Playces
Mathew Olson
Advisor: Kari Love
Video games, as an interactive art medium, are capable of creating a striking sense of place for audiences. I believe this characteristic has been under-explored in curatorial explorations of games as art objects, and in response created a series of works that focus on this idea and celebrate the craft of video game level design.

Abstract
How do we inhabit digital places? And how might experiencing a digital place–itself potentially an echo or simulacrum of a physical place–change how we understand ourselves? Playces is a collection of sculptural and digital works that explore these questions while celebrating the level design of first-person shooter video games of the late ‘90s and early 2000s.
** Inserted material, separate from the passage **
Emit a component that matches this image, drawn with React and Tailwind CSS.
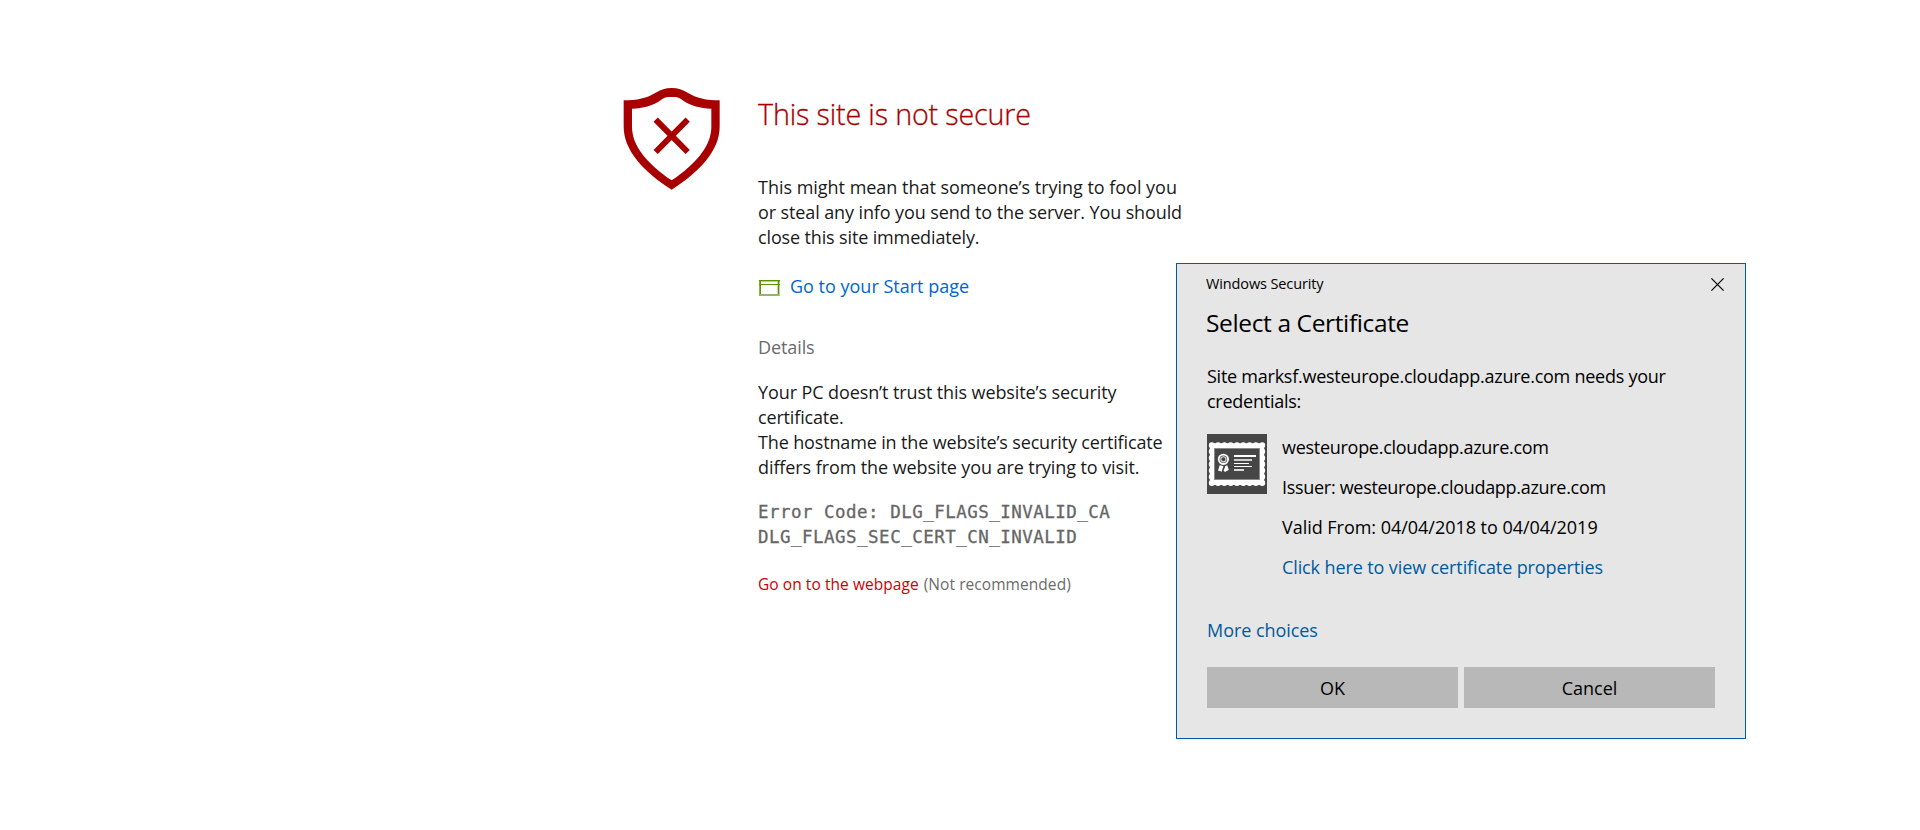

In that era, graphical demands and software were aligned such that small teams and even lone individuals regularly made levels or “maps” for games that reached millions of players. Playces also proposes alternative ways to incorporate the medium of video games in gallery settings; inspired by works from artists including Aram Bartholl and Cory Arcangel, the collection frames the maps-as-subject in ways that resist purely nostalgic responses and invite non-players to form new attachments to the medium of games.

Technical Details
Playces is comprised of three separate works:
"return_to_office," a set of vinyl-wrapped sculptures made of foamcore and plywood. Each modeled after an object found in the Counter-Strike's map cs_office designed by Alexander Manilov. The piece is also inspired by and serves as a response to Aram Bartholl's "Dust" (2005). The full-size chair presented a significant fabrication challenge, requiring unusual techniques to translate the geometry from the game to stable physical furniture.
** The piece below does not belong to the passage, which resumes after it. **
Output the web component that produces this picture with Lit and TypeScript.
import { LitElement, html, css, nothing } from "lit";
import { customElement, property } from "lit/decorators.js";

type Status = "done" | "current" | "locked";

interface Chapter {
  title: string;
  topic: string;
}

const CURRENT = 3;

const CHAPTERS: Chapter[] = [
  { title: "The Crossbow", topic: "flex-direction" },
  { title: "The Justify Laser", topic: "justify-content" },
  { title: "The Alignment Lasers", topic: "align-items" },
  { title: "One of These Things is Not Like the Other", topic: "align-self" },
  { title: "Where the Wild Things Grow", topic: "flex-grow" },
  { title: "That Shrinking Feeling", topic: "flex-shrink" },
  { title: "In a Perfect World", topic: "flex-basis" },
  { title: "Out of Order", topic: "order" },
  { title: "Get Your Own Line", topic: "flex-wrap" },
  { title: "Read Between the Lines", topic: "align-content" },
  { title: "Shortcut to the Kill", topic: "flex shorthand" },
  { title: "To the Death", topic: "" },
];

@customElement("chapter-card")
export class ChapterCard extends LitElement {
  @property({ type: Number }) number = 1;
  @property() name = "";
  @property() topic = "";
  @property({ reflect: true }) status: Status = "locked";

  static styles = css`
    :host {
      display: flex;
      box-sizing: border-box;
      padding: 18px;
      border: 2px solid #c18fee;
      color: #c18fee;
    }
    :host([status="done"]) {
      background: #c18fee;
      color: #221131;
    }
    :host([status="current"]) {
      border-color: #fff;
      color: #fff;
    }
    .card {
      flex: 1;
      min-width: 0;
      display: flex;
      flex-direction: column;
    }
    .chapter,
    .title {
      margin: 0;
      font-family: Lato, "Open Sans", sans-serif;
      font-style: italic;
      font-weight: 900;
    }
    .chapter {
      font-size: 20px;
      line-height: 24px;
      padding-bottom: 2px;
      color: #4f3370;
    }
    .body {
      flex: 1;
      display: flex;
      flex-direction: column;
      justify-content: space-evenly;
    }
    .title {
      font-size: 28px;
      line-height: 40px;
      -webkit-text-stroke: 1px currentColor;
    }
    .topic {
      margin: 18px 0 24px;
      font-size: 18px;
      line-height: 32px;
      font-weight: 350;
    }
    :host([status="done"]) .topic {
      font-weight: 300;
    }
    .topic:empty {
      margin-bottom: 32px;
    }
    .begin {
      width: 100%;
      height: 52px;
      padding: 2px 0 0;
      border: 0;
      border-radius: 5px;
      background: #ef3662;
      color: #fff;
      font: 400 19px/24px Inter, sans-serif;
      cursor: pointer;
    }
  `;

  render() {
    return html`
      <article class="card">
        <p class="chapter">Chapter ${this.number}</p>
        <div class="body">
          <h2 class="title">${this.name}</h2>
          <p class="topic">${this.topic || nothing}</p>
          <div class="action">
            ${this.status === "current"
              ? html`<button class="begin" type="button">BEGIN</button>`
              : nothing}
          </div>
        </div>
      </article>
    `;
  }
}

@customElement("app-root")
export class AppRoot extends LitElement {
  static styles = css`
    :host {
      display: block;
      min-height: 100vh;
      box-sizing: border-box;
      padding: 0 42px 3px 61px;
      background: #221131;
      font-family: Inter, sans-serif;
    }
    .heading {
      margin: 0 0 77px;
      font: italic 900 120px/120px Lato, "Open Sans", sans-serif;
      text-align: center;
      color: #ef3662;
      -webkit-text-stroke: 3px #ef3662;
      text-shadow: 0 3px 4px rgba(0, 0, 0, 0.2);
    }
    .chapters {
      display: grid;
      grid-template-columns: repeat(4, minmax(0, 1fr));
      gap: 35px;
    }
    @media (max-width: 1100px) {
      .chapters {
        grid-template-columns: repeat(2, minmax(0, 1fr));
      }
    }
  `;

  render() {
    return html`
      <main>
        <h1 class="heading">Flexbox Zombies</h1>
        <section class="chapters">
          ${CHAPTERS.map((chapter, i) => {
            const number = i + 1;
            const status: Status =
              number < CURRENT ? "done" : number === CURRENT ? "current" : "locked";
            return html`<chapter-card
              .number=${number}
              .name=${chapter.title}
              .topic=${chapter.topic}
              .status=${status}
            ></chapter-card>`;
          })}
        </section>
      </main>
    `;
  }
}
"blood gulch," a kinetic sculpture featuring two moving statuettes modeled after characters from the machinima series "Red vs. Blue," a fan-made offshoot of the 2001 game Halo. Rooster Teeth, the production house formed off of the success of "Red vs. Blue," was acquired by Warner Bros. Discovery some time ago and was recently shut down; the movement of the statuettes recreates the software bug that made the series possible, while the inscriptions on the base modeled after part of Halo's Blood Gulch map point to Warner's mishandling of the cultural works it owns.
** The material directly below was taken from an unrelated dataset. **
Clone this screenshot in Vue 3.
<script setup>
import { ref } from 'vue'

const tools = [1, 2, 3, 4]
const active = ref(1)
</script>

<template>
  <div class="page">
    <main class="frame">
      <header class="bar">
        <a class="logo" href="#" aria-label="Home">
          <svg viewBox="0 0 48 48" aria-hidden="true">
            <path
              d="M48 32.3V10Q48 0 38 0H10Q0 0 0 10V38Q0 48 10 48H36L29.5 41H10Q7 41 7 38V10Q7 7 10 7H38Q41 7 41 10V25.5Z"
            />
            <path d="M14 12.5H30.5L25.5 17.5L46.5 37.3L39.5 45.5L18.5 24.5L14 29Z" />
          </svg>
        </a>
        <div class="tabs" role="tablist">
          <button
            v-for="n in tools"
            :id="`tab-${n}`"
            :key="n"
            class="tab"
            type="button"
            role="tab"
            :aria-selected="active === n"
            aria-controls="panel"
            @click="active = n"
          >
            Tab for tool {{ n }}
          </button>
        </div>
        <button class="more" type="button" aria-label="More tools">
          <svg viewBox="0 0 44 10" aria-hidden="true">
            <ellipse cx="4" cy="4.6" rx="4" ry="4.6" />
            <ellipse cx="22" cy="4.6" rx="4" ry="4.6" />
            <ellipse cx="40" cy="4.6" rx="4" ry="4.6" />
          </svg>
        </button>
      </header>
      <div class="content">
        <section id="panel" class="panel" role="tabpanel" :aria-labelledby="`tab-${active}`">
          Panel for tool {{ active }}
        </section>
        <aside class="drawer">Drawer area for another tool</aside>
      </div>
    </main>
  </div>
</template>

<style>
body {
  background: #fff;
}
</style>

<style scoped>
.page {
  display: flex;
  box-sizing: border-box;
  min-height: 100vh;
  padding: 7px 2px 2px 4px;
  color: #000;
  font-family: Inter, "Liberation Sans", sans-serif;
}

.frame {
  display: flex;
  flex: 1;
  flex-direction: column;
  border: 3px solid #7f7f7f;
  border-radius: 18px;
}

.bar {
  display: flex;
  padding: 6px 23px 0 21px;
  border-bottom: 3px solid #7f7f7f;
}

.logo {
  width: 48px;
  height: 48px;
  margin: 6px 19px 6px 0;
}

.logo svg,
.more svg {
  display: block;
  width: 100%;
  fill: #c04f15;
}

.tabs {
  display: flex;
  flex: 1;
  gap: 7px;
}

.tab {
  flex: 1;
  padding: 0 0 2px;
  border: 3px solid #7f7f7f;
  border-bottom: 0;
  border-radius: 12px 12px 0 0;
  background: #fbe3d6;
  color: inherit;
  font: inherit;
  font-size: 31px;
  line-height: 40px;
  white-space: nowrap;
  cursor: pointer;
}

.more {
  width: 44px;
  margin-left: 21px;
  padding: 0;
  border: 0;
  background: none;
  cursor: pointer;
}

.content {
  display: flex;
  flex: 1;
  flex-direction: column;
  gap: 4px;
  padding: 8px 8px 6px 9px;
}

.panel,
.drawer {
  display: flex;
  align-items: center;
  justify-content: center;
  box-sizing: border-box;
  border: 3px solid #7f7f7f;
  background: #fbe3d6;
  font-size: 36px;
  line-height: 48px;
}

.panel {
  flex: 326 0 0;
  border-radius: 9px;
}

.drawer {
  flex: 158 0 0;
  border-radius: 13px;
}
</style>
"wt_dust" is an in-engine walking tour of the Counter-Strike map de_dust, which for a time in the 2000s was far and away the most popular multiplayer map of any game in the world. Built atop the map's original geometry in Valve Software's GoldSrc engine, the tour content in "wt_dust" mixes the backstory of how Dave Johnston created the map with analysis of de_dust's reception and legacy.

Research/Context
The release of id Software's Doom (1993) ushered in the start of a movement lasting over a decade that saw video game enthusiasts entrusted with the same robust tools used by their developers to make complex “maps,” i.e. places, to explore in the games. In recent years, the practice of map-making and game modification has largely been co-opted by game publishers as “user-generated content” that can be sold or distributed mainly to the publisher’s benefit. Commercial incentives were not absent in the 90's and 2000's map making culture, but they primarily took the form map-making hobbyists going on to become professional game designers. Valve Software even acquired a number of hobbyist-made game modifications to launch successful franchises like Counter-Strike and Day of Defeat. Maps from this era were commonly made by individuals and thus were well suited to frames of analysis that look at authorial intent–by contrast, maps released for modern, more graphically demanding games are often the work of dozens of artists. Playces owes a debt to artists like Aram Bartholl, Kristoffer Zetterstrand, and Eva Mattes, who have previously created pieces inspired by popular maps. Those artists also buck the trend in museums and galleries of featuring games in ways that alienate non-players. Rather than focus on the artifice or the expected competitive behavior in these maps, the works in Playces are intended to highlight the ways these maps are designed and function for players as places in a real, deeply felt sense.